Exercise details: Scan the lines below for the string "React" and copy every one that has it.

Raw data:
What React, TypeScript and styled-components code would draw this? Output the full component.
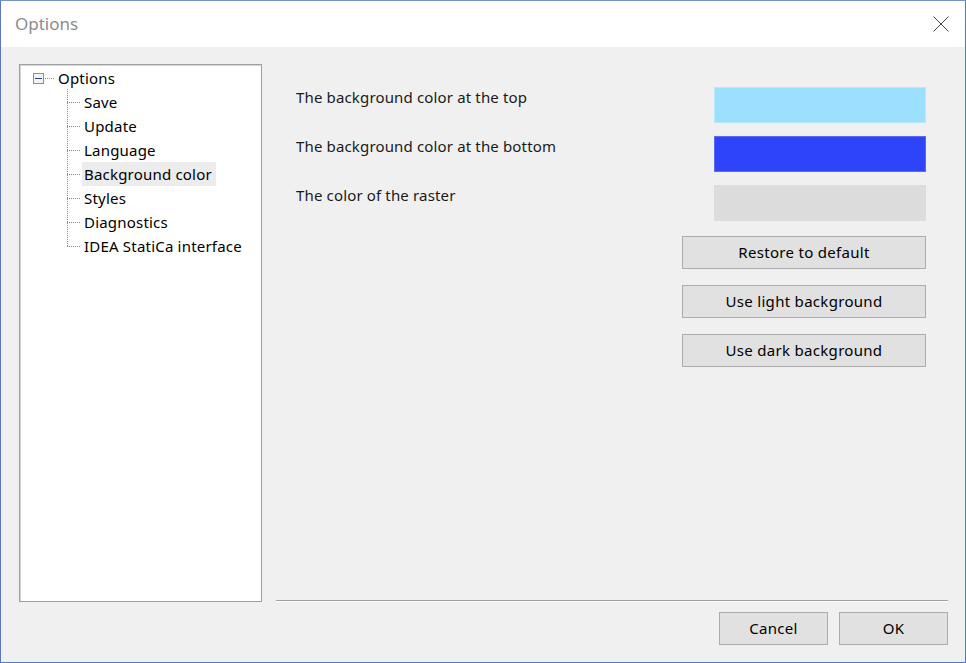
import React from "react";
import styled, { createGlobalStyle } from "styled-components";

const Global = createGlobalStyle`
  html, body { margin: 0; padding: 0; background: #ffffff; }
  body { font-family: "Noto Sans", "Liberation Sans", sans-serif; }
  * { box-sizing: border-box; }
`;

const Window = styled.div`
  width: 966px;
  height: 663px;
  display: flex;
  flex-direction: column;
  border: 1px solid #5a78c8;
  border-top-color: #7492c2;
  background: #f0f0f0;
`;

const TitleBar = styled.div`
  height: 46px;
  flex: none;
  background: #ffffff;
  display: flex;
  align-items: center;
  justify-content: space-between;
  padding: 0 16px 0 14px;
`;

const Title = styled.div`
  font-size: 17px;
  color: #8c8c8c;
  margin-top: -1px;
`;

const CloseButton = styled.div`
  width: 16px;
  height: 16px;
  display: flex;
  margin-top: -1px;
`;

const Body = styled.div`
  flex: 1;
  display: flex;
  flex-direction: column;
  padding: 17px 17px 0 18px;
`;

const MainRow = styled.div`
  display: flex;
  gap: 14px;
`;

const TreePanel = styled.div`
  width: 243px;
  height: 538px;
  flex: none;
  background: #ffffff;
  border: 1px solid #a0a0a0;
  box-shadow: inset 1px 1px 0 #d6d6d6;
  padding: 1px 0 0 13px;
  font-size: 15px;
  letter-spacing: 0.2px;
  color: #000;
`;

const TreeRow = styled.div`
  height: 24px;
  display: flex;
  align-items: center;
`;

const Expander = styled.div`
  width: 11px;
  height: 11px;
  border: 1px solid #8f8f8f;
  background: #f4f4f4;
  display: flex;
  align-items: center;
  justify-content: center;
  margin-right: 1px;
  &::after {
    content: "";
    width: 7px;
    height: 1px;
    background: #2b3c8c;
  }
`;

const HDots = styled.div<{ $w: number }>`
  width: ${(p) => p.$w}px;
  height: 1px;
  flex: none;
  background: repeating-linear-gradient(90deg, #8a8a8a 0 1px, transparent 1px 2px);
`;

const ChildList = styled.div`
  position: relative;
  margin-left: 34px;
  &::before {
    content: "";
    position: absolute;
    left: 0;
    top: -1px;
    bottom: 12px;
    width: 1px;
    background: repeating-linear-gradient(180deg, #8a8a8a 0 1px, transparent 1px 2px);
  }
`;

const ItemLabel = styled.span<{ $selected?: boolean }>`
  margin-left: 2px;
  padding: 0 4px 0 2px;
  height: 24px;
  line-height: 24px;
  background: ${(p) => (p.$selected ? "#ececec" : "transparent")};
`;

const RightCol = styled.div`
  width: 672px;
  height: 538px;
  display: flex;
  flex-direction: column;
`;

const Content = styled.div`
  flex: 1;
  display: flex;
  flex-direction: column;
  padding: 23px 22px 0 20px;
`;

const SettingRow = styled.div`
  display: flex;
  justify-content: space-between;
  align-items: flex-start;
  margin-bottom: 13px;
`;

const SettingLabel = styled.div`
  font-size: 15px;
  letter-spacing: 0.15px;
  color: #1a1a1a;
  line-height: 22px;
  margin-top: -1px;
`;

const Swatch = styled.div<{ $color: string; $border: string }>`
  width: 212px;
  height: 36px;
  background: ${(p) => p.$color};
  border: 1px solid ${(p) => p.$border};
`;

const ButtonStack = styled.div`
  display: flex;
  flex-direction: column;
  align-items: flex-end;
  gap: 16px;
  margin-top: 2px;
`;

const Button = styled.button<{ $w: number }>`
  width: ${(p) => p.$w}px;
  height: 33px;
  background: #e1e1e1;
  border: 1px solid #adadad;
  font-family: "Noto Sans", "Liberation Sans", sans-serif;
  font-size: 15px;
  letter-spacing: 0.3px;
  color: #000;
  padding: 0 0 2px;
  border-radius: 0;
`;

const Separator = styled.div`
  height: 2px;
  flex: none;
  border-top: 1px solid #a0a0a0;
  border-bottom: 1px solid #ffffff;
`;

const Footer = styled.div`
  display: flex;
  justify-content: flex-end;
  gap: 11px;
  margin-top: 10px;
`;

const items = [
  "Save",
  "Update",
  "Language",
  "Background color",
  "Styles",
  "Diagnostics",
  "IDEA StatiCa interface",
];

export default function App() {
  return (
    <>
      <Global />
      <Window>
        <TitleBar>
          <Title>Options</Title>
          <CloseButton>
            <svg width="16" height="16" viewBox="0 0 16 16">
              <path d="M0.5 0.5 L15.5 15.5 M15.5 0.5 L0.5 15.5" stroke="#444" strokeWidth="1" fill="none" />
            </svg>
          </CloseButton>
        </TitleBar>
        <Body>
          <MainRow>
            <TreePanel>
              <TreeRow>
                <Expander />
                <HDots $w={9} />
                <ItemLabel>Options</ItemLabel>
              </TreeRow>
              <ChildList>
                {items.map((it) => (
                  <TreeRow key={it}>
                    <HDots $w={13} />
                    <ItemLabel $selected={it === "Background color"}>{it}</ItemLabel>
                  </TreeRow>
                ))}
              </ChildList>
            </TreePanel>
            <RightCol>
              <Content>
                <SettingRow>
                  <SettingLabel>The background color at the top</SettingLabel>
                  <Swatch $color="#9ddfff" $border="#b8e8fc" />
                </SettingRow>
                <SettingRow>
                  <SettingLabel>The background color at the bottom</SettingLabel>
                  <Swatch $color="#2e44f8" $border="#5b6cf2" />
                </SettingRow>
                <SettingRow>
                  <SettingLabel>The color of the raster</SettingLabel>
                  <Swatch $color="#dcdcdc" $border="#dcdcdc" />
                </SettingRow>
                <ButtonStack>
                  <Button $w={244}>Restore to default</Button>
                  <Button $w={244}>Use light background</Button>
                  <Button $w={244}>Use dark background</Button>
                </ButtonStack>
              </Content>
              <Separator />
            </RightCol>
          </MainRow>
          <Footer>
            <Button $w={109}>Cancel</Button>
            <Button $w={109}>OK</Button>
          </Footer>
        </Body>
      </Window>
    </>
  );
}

Exercise response:
What React, TypeScript and styled-components code would draw this? Output the full component.
import React from "react";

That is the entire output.